Best regards, Jihoo Kang
Dear Jihoo,
of course, you're right about using sbatch
. I mixed up different scheduler commands. qsub
is a PBS command. The correct syntax to submit a job is
sbatch jobscript name_of_simulation
I'll fix the README. Thanks for the correction!
Best, Andre
Dear Dr. Weiner,
I proceeded with the simulation by using sbatch
in the cluster, and then the command sbatch
itself worked well. However, the script 'Allrun.singularity' failed to get the proper results, even though I tried 3 times with different settings. Thus, I would like to report this problem here.
I tried 2 steps (applied to 2nd and 3rd attempts) as follows:
I found that the below message is mentioned at the very first part of all the log files of 'simpleFoam'. Therefore, I modified mpirun
part in 'functions' file by adding --mca btl '^openib'
option. Afterward, the below message disappeared, but the error still emerged.

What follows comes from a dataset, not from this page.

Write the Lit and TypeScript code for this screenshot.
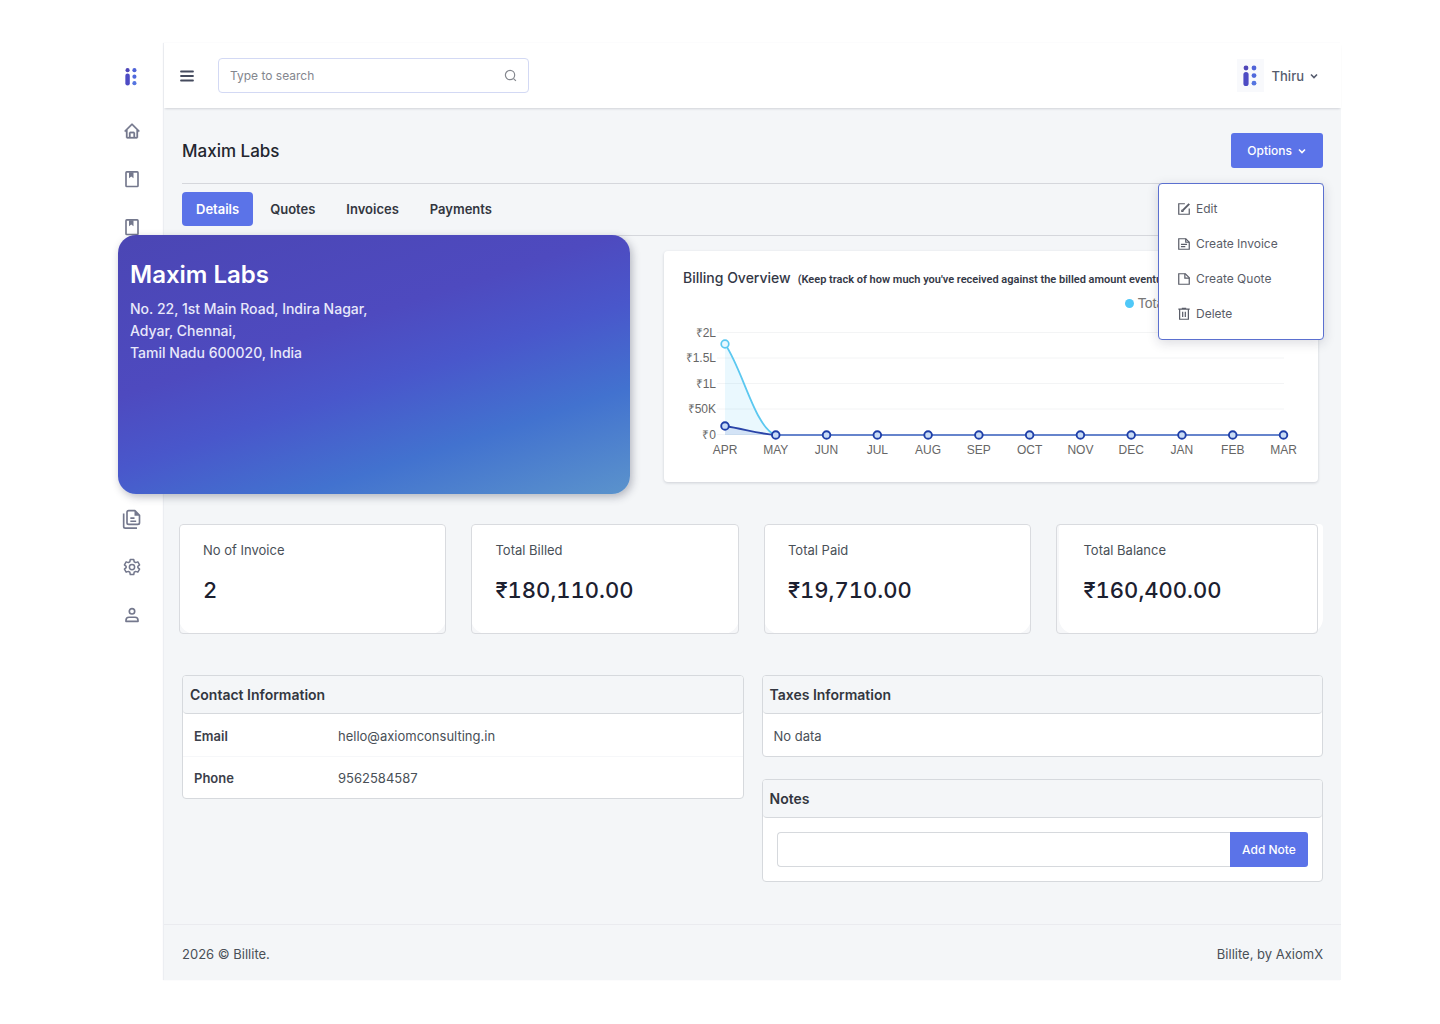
import { LitElement, html, css, svg } from "lit";
import { customElement } from "lit/decorators.js";
import { classMap } from "lit/directives/class-map.js";

const MONTHS = ["APR", "MAY", "JUN", "JUL", "AUG", "SEP", "OCT", "NOV", "DEC", "JAN", "FEB", "MAR"];
const TICKS = ["₹2L", "₹1.5L", "₹1L", "₹50K", "₹0"];

const logo = html`<svg class="logo" viewBox="0 0 14 22" aria-hidden="true">
  <circle cx="3" cy="3" r="2.4" fill="#4f46b8" />
  <rect x="0.4" y="7" width="5.2" height="14" rx="2.6" fill="#4d4bc4" />
  <circle cx="11" cy="3" r="2.4" fill="#4f63d8" />
  <circle cx="11" cy="10.6" r="2.4" fill="#4f68dc" />
  <circle cx="11" cy="18.2" r="2.4" fill="#5575e0" />
</svg>`;

const icons = {
  home: html`<svg viewBox="0 0 24 24"><path fill="currentColor" stroke="currentColor" stroke-width=".4" d="M3 13h1v7c0 1.103.897 2 2 2h12c1.103 0 2-.897 2-2v-7h1a1 1 0 0 0 .707-1.707l-9-9a1 1 0 0 0-1.414 0l-9 9A1 1 0 0 0 3 13zm7 7v-5h4v5h-4zm2-15.586 6 6V15l.001 5H16v-5c0-1.103-.897-2-2-2h-4c-1.103 0-2 .897-2 2v5H6v-9.586l6-6z"/></svg>`,
  book: html`<svg viewBox="0 0 24 24"><rect x="4" y="2.500" width="16" height="19.500" rx="1" fill="none" stroke="currentColor" stroke-width="2.200"/><path fill="currentColor" d="M8 3h6v8l-3-2.500-3 2.500z"/></svg>`,
  files: html`<svg viewBox="0 0 24 24"><path fill="none" stroke="currentColor" stroke-width="2" stroke-linejoin="round" d="M15.500 2H8a2 2 0 0 0-2 2v12.500a2 2 0 0 0 2 2h11a2 2 0 0 0 2-2V7.500zM2 5.500V21a2 2 0 0 0 2 2h14"/><path fill="currentColor" d="M15 2v6h6z"/><path stroke="currentColor" stroke-width="2" d="M10 11h5M10 14.700h7"/></svg>`,
  gear: html`<svg viewBox="0 0 24 24"><g fill="none" stroke="currentColor" stroke-width="2" stroke-linejoin="round"><circle cx="12" cy="12" r="3.500"/><path d="M9.700 2h4.600l.6 3 2 1.150 2.900-1 2.300 4-2.300 2v1.700l2.300 2-2.300 4-2.900-1-2 1.150-.6 3H9.700l-.6-3-2-1.150-2.900 1-2.300-4 2.300-2v-1.700l-2.300-2 2.300-4 2.900 1 2-1.150z"/></g></svg>`,
  user: html`<svg viewBox="0 0 24 24"><g fill="none" stroke="currentColor" stroke-width="2.200"><circle cx="12" cy="7" r="3.600"/><path stroke-linejoin="round" d="M4 20.500v-1.500a4 4 0 0 1 4-4h8a4 4 0 0 1 4 4v1.500z"/></g></svg>`,
  edit: html`<svg viewBox="0 0 16 16"><g fill="none" stroke="currentColor" stroke-width="1.400"><path d="M9 2H2v12h12V7.500"/><path d="M5.500 8.800v1.900h1.900"/><path stroke-width="2.200" d="M6.300 9.900 14 2.200"/></g></svg>`,
  invoice: html`<svg viewBox="0 0 16 16"><g fill="none" stroke="currentColor" stroke-width="1.400"><path d="M2 2h8l4 4v8H2z"/><path d="M10 2v4h4M4.500 8.500h7M4.500 11h5"/></g></svg>`,
  quote: html`<svg viewBox="0 0 16 16"><g fill="none" stroke="currentColor" stroke-width="1.400"><path d="M2 2h7.500L14 6.500V14H2z"/><path d="M9 2v5h5"/></g></svg>`,
  trash: html`<svg viewBox="0 0 16 16"><g fill="none" stroke="currentColor" stroke-width="1.400"><path d="M3 3v11h10V3M1.500 2.500h13M5.500 1.500h5M6.500 5.500v6M9.500 5.500v6"/></g></svg>`,
  chevron: html`<svg class="chevron" viewBox="0 0 10 10"><path d="M2 3.500 5 6.500 8 3.500" fill="none" stroke="currentColor" stroke-width="1.600"/></svg>`,
};

const NAV = [
  { icon: icons.home, label: "Home" },
  ...["Quotes", "Invoices", "Payments", "Clients", "Items", "Taxes", "Expenses"].map((label) => ({ icon: icons.book, label })),
  { icon: icons.files, label: "Reports" },
  { icon: icons.gear, label: "Settings" },
  { icon: icons.user, label: "Profile" },
];

const STATS = [
  { label: "No of Invoice", value: "2" },
  { label: "Total Billed", value: "₹180,110.00" },
  { label: "Total Paid", value: "₹19,710.00" },
  { label: "Total Balance", value: "₹160,400.00" },
];

@customElement("billing-chart")
export class BillingChart extends LitElement {
  static styles = css`
    :host { display: block; }
    .plot { display: block; width: 100%; height: auto; }
    .label { font: 12px "Liberation Sans", Arial, sans-serif; fill: #666; }
  `;

  render() {
    const x = (i: number) => 61 + (i * 558.5) / 11;
    const base = 115;
    return html`<svg class="plot" viewBox="0 0 654 142" role="img" aria-label="Billing overview by month">
      ${TICKS.map((t, i) => svg`
        <line x1="53" x2="620" y1=${12.5 + i * 25.5} y2=${12.5 + i * 25.5} stroke="#f3f4f5" />
        <text class="label" x="52" y=${16.5 + i * 25.5} text-anchor="end">${t}</text>`)}
      <path d="M61 24C79 50 91 108 ${x(1)} ${base}H61z" fill="#4fc8f8" fill-opacity=".12" />
      <path d="M61 106C80 109 95 114 ${x(1)} ${base}H61z" fill="#3050c0" fill-opacity=".12" />
      <path d="M61 24C79 50 91 108 ${x(1)} ${base}" fill="none" stroke="#5cc8f0" stroke-width="1.800" />
      <path d="M61 106C80 109 95 114 ${x(1)} ${base}" fill="none" stroke="#2a44a8" stroke-width="2" />
      <line x1=${x(1)} x2=${x(11)} y1=${base} y2=${base} stroke="#6684cc" stroke-width="2" />
      <circle cx="61" cy="24" r="3.800" fill="#e8f8ff" stroke="#5cc8f0" stroke-width="1.700" />
      ${MONTHS.map((m, i) => svg`
        <circle cx=${x(i)} cy=${i ? base : 106} r="3.800" fill="#c9dcf6" stroke="#1f3fa8" stroke-width="1.900" />
        <text class="label" x=${x(i)} y="134" text-anchor="middle">${m}</text>`)}
    </svg>`;
  }
}

@customElement("app-root")
export class AppRoot extends LitElement {
  static styles = css`
    :host {
      display: block;
      min-height: 100vh;
      box-sizing: border-box;
      padding: 43px 99px 44px;
      background: #fff;
      color: #495057;
      font: 13px/20px Inter, "Noto Sans", sans-serif;
    }
    *, *::before, *::after { box-sizing: border-box; }
    button, input { font: inherit; }
    button { border: 0; cursor: pointer; }
    a { color: inherit; text-decoration: none; }
    h1, h2, p, ul { margin: 0; padding: 0; }

    .shell { display: grid; grid-template-columns: 65px minmax(0, 1fr); }
    .sidebar { display: flex; flex-direction: column; align-items: center; padding-top: 24px; color: #74788d; }
    .brand { display: flex; margin: 0 2px 35px 0; }
    .logo { width: 12px; height: 20px; display: block; }
    .nav { display: flex; flex-direction: column; align-items: center; gap: 30px; }
    .nav-item { display: flex; }
    .nav-item svg { width: 18px; height: 18px; }
    .nav-item:nth-child(9) { margin-top: 4px; }
    .nav-item:nth-child(9) svg { width: 20px; height: 20px; margin: -1px; }

    .main { display: flex; flex-direction: column; background: #f4f6f8; box-shadow: -1px 0 1px #eceef2; }
    .topbar { display: flex; align-items: center; height: 65px; padding: 0 22px 0 16px; background: #fff; box-shadow: 0 2px 2px -1px rgba(30, 34, 60, 0.16); }
    .burger { display: flex; padding: 0; background: none; color: #454b5e; }
    .burger svg { width: 14px; height: 14px; }
    .search { display: flex; align-items: center; width: 311px; height: 35px; margin-left: 24px; padding: 0 11px; border: 1px solid #d3d9f4; border-radius: 4px; font-size: 12px; }
    .search-input { flex: 1; min-width: 0; padding: 0; border: 0; outline: 0; background: none; color: #495057; }
    .search-input::placeholder { color: #83868e; opacity: 1; }
    .search svg { width: 13px; height: 13px; color: #85888f; }
    .account { display: flex; align-items: center; margin-left: auto; padding: 0; background: none; color: #555b6d; font-weight: 500; }
    .avatar { display: grid; place-items: center; width: 27px; height: 33px; margin-right: 8px; background: #f8f9fc; }
    .avatar .logo { width: 14px; height: 22px; }
    .chevron { width: 10px; height: 10px; margin-left: 5px; }

    .content { flex: 1; padding: 25px 18px 42px; }
    .heading { position: relative; display: flex; justify-content: space-between; align-items: center; padding-bottom: 15px; border-bottom: 1px solid #d5d7dc; }
    .title { font-size: 17px; line-height: 24px; font-weight: 500; color: #23262f; }
    .primary { background: #5b73e8; color: #fff; font-size: 12px; font-weight: 500; }
    .options { display: flex; align-items: center; height: 35px; padding: 0 16px; border-radius: 3px; }

    .menu { position: absolute; z-index: 3; top: 50px; right: -1px; width: 166px; padding: 7px 0 8px; border: 1px solid #5b70d0; border-radius: 4px; background: #fff; box-shadow: 0 3px 12px rgba(30, 34, 60, 0.16); font-size: 12px; }
    .menu-item { display: flex; align-items: center; gap: 5px; height: 35px; padding: 0 18px; color: #5a5d68; }
    .menu-item svg { width: 14px; height: 14px; }

    .tabs { display: flex; height: 52px; align-items: center; gap: 3px; padding-bottom: 2px; border-bottom: 1px solid #d5d7dc; }
    .tab { height: 34px; padding: 0 14px; border-radius: 4px; background: none; color: #33363f; font-weight: 600; }
    .tab.active { background: #5b73e8; color: #fff; }

    .overview { display: grid; grid-template-columns: 448fr 654fr; gap: 34px; align-items: start; margin: -1px 5px 0 0; }
    .company { position: relative; z-index: 2; min-height: 259px; margin-left: -64px; padding: 26px 12px; border-radius: 18px; background: linear-gradient(162deg, #4b46b4 0%, #4e4abf 38%, #4957cb 55%, #4272cf 75%, #5b93cc 100%); box-shadow: 2px 3px 8px rgba(30, 34, 60, 0.3); color: #e8e8fa; font-size: 14px; line-height: 22px; font-weight: 500; }
    .company-name { margin-bottom: 9px; color: #fff; font-size: 24px; line-height: 28px; font-weight: 600; }
    .chart-card { margin-top: 16px; padding: 17px 0 20px; border-radius: 4px; background: #fff; box-shadow: 0 1px 3px rgba(30, 34, 60, 0.18); overflow: hidden; }
    .chart-head { display: flex; align-items: baseline; gap: 7px; padding-left: 19px; white-space: nowrap; color: #343846; }
    .chart-title { font-size: 14px; line-height: 20px; font-weight: 500; }
    .chart-note { font-family: Roboto, sans-serif; font-size: 11px; line-height: 20px; font-weight: 600; }
    .legend { display: flex; justify-content: flex-end; gap: 12px; padding: 3px 26px 7px 0; color: #777; font: 14px/20px "Liberation Sans", Arial, sans-serif; }
    .legend-item { display: flex; align-items: center; gap: 4px; }
    .legend-item::before { content: ""; width: 9px; height: 9px; border-radius: 50%; background: #4fc8f8; }
    .legend-item.paid::before { background: #2a44a8; }

    .stats { display: grid; grid-template-columns: 268fr 268fr 268fr 262fr; gap: 25px; margin: 30px 5px 0 -3px; }
    .stat { position: relative; border-radius: 4px; background: #f6f7f9; }
    .stat::after { content: ""; position: absolute; inset: 0; border: 1px solid #d9dbdf; border-radius: 4px; pointer-events: none; }
    .stat-body { height: 110px; padding: 16px 24px; border-radius: 4px 4px 16px 16px; background: #fff; }
    .stat:last-child .stat-body { margin: 0 -5px 0 3px; }
    .stat-value { margin-top: 16px; color: #1c2030; font-size: 22px; line-height: 28px; font-weight: 500; font-variant-numeric: tabular-nums; }

    .panels { display: grid; grid-template-columns: 1fr 1fr; gap: 18px; align-items: start; margin-top: 41px; }
    .column { display: grid; gap: 22px; }
    .panel { border: 1px solid #d6d9dd; border-radius: 4px; background: #fff; overflow: hidden; }
    .panel-title { height: 38px; padding: 9px 7px; border-bottom: 1px solid #d6d9dd; border-radius: 0 0 4px 4px; background: #f4f6f8; color: #33363f; font-size: 14px; line-height: 20px; font-weight: 600; }
    .info { width: 100%; border-collapse: collapse; }
    .info th, .info td { height: 42px; padding: 2px 11px 0; text-align: left; }
    .info th { width: 144px; color: #3c404a; font-weight: 600; }
    .info tr + tr { border-top: 1px solid #f6f7f9; }
    .empty { padding: 12px 11px 10px; }
    .note-form { display: flex; padding: 14px; }
    .note-input { flex: 1; min-width: 0; height: 35px; padding: 0 10px; border: 1px solid #d6d9dd; border-right: 0; border-radius: 4px 0 0 4px; background: #fff; outline: 0; }
    .note-button { width: 78px; padding: 0; border-radius: 0 3px 3px 0; }

    .footer { display: flex; justify-content: space-between; align-items: center; height: 56px; padding: 2px 18px 0; border-top: 1px solid #eaebef; }
  `;

  render() {
    return html`<div class="shell">
      <aside class="sidebar">
        <a class="brand" href="#" aria-label="Billite">${logo}</a>
        <nav class="nav">
          ${NAV.map((n) => html`<a class="nav-item" href="#" aria-label=${n.label}>${n.icon}</a>`)}
        </nav>
      </aside>
      <div class="main">
        <header class="topbar">
          <button class="burger" aria-label="Toggle menu">
            <svg viewBox="0 0 14 14"><path d="M1 2.500h12M1 7h12M1 11.500h12" stroke="currentColor" stroke-width="1.800" stroke-linecap="round" /></svg>
          </button>
          <label class="search">
            <input class="search-input" type="text" placeholder="Type to search" aria-label="Type to search" />
            <svg viewBox="0 0 14 14" fill="none" stroke="currentColor" stroke-width="1.300"><circle cx="6.500" cy="6.500" r="5" /><path d="m10.300 10.300 2.500 2.500" /></svg>
          </label>
          <button class="account"><span class="avatar">${logo}</span>Thiru${icons.chevron}</button>
        </header>
        <main class="content">
          <div class="heading">
            <h1 class="title">Maxim Labs</h1>
            <button class="options primary" aria-expanded="true">Options${icons.chevron}</button>
            <div class="menu">
              <a class="menu-item" href="#">${icons.edit}Edit</a>
              <a class="menu-item" href="#">${icons.invoice}Create Invoice</a>
              <a class="menu-item" href="#">${icons.quote}Create Quote</a>
              <a class="menu-item" href="#">${icons.trash}Delete</a>
            </div>
          </div>
          <div class="tabs" role="tablist">
            ${["Details", "Quotes", "Invoices", "Payments"].map((t, i) => html`<button
              class=${classMap({ tab: true, active: i === 0 })} role="tab" aria-selected=${i === 0}>${t}</button>`)}
          </div>
          <section class="overview">
            <article class="company">
              <h2 class="company-name">Maxim Labs</h2>
              <p>No. 22, 1st Main Road, Indira Nagar,</p>
              <p>Adyar, Chennai,</p>
              <p>Tamil Nadu 600020, India</p>
            </article>
            <article class="chart-card">
              <div class="chart-head">
                <h2 class="chart-title">Billing Overview</h2>
                <span class="chart-note">(Keep track of how much you've received against the billed amount eventually)</span>
              </div>
              <div class="legend"><span class="legend-item">Total Billed</span><span class="legend-item paid">Total Paid</span></div>
              <billing-chart></billing-chart>
            </article>
          </section>
          <section class="stats">
            ${STATS.map((s) => html`<article class="stat"><div class="stat-body">
              <p>${s.label}</p><p class="stat-value">${s.value}</p>
            </div></article>`)}
          </section>
          <section class="panels">
            <article class="panel">
              <h2 class="panel-title">Contact Information</h2>
              <table class="info">
                <tr><th scope="row">Email</th><td>hello@axiomconsulting.in</td></tr>
                <tr><th scope="row">Phone</th><td>9562584587</td></tr>
              </table>
            </article>
            <div class="column">
              <article class="panel">
                <h2 class="panel-title">Taxes Information</h2>
                <p class="empty">No data</p>
              </article>
              <article class="panel">
                <h2 class="panel-title">Notes</h2>
                <form class="note-form" @submit=${(e: Event) => e.preventDefault()}>
                  <input class="note-input" type="text" aria-label="Note" />
                  <button class="note-button primary">Add Note</button>
                </form>
              </article>
            </div>
          </section>
        </main>
        <footer class="footer"><span>2026 © Billite.</span><span>Billite, by AxiomX</span></footer>
      </div>
    </div>`;
  }
}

--------------------------------------------------------------------------
By default, for Open MPI 4.0 and later, infiniband ports on a device
are not used by default. The intent is to use UCX for these devices.
You can override this policy by setting the btl_openib_allow_ib MCA parameter
to true.
Local host: node068
Local adapter: hfi1_0
Local port: 1
WARNING: There was an error initializing an OpenFabrics device.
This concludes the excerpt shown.